Had the Parti Québécois been riding a wave of positive momentum, ridings such as Fabre, Maskinongé, Montarville, and Trois-Rivières would have fallen into their laps. Instead, the PQ's vote share dropped by more than three points compared to 2008. A win is a win for the PQ and they may be able to use it as a springboard towards a majority in the next election, but it is hard to see this as anything but a victory by default for the Parti Québécois.

Liberals – The resilience of incumbents

The Liberals over-achieved to a significant degree, taking 31.2 per cent of the vote when every poll pegged them at less than 30 per cent in the last weeks of the campaign. The Liberal vote simply turned out in far greater numbers than expected and it helped ensure that the Liberals held on to 50 of the 64 seats they occupied when the election was called.

The Liberals made no gains last night. Instead, their role as Official Opposition was salvaged due to the astonishing resilience of their incumbents, particularly in the Chaudière-Appalaches and Mauricie regions of francophone Quebec. These should have flipped to the CAQ and the PQ, especially if Liberal support was indeed below 1 in 5 French-speakers, as the polls suggested. Laval, a bellwether region, mostly stuck with the Liberals as well.

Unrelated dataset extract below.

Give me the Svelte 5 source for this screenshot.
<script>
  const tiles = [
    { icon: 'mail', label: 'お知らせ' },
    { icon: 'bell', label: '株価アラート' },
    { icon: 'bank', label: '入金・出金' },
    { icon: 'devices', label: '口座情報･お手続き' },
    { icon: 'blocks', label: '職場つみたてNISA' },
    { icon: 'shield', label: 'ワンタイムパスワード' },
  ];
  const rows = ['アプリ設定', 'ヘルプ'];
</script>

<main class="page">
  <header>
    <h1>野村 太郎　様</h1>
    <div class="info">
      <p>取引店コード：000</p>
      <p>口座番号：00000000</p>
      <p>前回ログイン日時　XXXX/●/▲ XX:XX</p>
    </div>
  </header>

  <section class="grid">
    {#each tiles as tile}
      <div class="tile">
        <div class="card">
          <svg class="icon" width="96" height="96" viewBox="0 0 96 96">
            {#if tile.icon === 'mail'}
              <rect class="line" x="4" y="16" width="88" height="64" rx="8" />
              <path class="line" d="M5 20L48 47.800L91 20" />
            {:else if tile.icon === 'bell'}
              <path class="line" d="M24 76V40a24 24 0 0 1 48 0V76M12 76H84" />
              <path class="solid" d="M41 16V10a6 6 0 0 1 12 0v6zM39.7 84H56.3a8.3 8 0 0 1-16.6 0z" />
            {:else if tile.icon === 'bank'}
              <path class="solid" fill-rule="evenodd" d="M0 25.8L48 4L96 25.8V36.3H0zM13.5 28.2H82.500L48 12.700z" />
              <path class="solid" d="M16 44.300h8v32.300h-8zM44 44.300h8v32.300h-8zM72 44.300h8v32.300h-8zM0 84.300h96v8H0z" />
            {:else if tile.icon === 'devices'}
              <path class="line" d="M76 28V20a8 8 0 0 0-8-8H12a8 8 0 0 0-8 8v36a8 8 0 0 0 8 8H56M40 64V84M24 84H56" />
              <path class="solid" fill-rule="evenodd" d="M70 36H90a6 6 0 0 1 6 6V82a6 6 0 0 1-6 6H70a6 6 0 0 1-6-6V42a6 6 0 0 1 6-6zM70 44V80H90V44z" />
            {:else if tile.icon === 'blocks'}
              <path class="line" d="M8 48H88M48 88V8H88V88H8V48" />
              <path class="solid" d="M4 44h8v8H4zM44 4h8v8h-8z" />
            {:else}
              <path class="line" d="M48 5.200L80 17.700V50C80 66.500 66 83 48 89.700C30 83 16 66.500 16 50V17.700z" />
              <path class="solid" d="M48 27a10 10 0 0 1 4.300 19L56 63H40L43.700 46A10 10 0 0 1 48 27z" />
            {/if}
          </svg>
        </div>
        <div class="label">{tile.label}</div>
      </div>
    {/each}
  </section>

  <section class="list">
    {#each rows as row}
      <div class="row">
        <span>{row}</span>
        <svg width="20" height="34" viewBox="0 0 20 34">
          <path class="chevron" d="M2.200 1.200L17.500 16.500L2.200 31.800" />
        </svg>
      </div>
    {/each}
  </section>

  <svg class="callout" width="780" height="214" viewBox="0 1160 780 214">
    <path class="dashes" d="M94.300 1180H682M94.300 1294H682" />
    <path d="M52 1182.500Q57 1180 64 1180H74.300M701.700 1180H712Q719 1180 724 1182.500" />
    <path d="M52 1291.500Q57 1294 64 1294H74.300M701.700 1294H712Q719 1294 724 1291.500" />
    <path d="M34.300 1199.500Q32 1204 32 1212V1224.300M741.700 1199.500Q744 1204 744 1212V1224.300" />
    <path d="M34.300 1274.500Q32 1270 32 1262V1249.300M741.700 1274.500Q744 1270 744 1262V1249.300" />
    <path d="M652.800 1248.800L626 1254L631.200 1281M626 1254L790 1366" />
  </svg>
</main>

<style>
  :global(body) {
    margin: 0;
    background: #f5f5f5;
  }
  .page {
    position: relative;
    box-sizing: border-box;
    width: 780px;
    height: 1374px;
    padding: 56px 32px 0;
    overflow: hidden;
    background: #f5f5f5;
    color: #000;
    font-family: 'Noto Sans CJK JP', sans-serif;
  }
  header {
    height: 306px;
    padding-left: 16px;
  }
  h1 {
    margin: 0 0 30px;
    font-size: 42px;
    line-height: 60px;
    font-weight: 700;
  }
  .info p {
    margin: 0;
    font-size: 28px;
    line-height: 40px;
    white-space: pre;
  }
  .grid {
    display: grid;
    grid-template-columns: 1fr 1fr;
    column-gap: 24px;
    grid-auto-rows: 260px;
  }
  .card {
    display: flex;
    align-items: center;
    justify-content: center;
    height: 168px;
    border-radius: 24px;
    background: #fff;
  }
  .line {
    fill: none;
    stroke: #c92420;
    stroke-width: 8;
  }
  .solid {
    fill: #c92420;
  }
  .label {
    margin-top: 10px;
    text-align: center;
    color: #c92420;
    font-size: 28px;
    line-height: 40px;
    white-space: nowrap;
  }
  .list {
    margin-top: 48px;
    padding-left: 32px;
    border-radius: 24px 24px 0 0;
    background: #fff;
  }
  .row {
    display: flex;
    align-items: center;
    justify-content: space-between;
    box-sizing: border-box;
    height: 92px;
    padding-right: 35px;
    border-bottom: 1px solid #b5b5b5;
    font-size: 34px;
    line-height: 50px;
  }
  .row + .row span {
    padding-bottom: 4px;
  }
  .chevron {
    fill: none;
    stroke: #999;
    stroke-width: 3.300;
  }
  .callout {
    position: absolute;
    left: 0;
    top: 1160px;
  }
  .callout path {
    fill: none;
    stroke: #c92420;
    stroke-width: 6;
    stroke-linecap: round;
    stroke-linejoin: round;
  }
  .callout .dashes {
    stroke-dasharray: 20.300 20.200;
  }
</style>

The failure of Mr. Charest to be re-elected in his riding of Sherbrooke stands out as a particularly difficult defeat for the Liberals to swallow. But most of the other high-profile Liberal incumbents managed to be re-elected, so the Liberals should not be flat-footed in the National Assembly when the new government is sworn in.

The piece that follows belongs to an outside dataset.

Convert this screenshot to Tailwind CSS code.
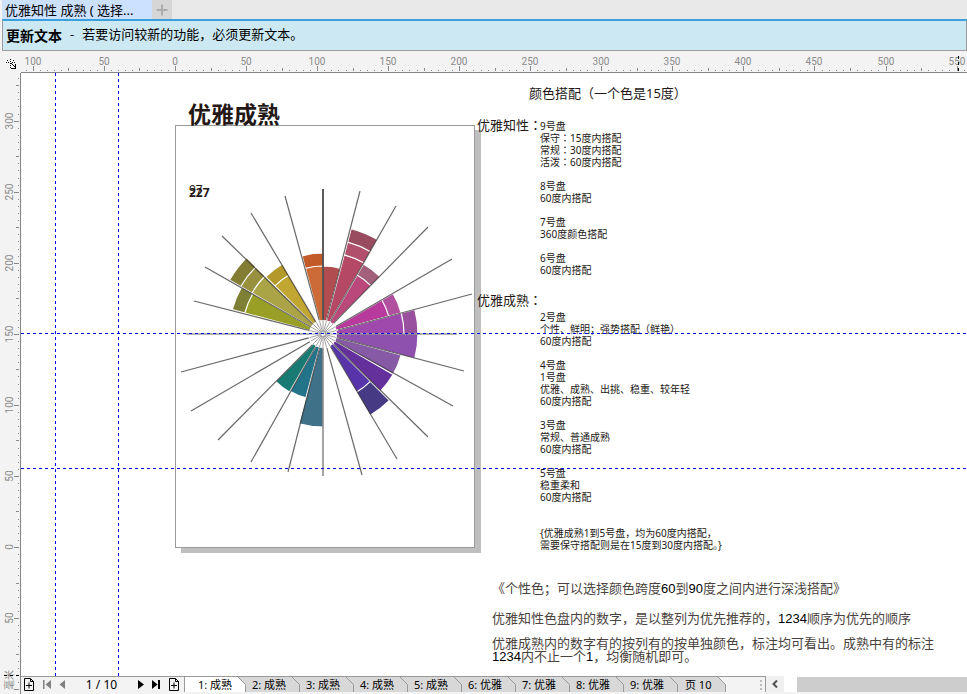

CAQ – No wave, just a ripple

The CAQ did just about as well as expected with 27.1 per cent of the vote. That kind of performance, however, was exactly what Mr. Legault was hoping to avoid. There was no massive swing towards his party, no great enthusiasm for the brand of change he was peddling. The CAQ had no wave to ride that could make up for its weak organization and sparse resources. And because of the surprising staying power of the Liberals, the CAQ's vote was highly inefficient.

But the CAQ did moderately well for a new party. They made major gains in Quebec City and in central Quebec, as was expected. But they did not sweep these regions as would have been necessary for Mr. Legault to become the leader of the opposition. The CAQ made a small breakthrough in the suburbs north of Montreal, electing Mr. Legault and Jacques Duchesneau – but not Gaétan Barrette.

The CAQ did not win the seats they were expected to take in the Montérégie and in Chaudière-Appalaches and two of the three PQ floor-crossers they could boast as incumbents were defeated by their former parties.

A big wave might have given the CAQ a chance at a minority government but even a small one would have benefited the party considerably. The CAQ won the seats they were absolutely expected to, but will need to make gains in the Montreal suburbs and in the rural parts of Quebec south of the St. Lawrence River if Mr. Legault is to move up the table from third place.

Québec Solidaire – Growth, but at what cost?

Considering that Québec Solidaire had only one MNA when the election was called and took less than 4 per cent of the vote in 2008, their performance last night was more than adequate. Both of their co-leaders will now be able to represent the party in the National Assembly, and Québec Solidaire put up some very strong numbers in a handful of other ridings. There is no reason to doubt that QS could take a third or fourth seat by the time the next election rolls around.

But the ideal scenario for Québec Solidaire would have been to hold the balance of power. As the PQ only won 54 seats, nine short of a majority, the combined support of Amir Khadir and Françoise David will do very little to help Ms. Marois govern.

Along with Option Nationale, Québec Solidaire is a sovereigntist, left-of-centre party occupying some of the same political ground as the Parti Québécois. In all, at least 22 more seats could have been won by the PQ if voters who cast their ballot for ON or QS had instead given the nod to Ms. Marois. It may be too much to say that Québec Solidaire and, to a lesser extent, Option Nationale cost the PQ leader her majority government – not every supporter of QS or ON would vote PQ if they had no other option. But it is easier to argue that the growth that Québec Solidaire achieved may have swung enough votes to cost the party an important role in a PQ minority government.

The election campaign is over, the next one begins

The previous minority government in Quebec did not last two years. The makeup of the new National Assembly suggests that the current government should not be in power for very long. The Parti Québécois has a lot of work to do among francophone voters in order to put itself in a position to win a majority government. The Liberals will need to prove that they have learned their lessons, while the CAQ has to break out of the political terrain occupied by the old ADQ.

This campaign – 35 days long – felt anything but short. The next one stands to be much longer.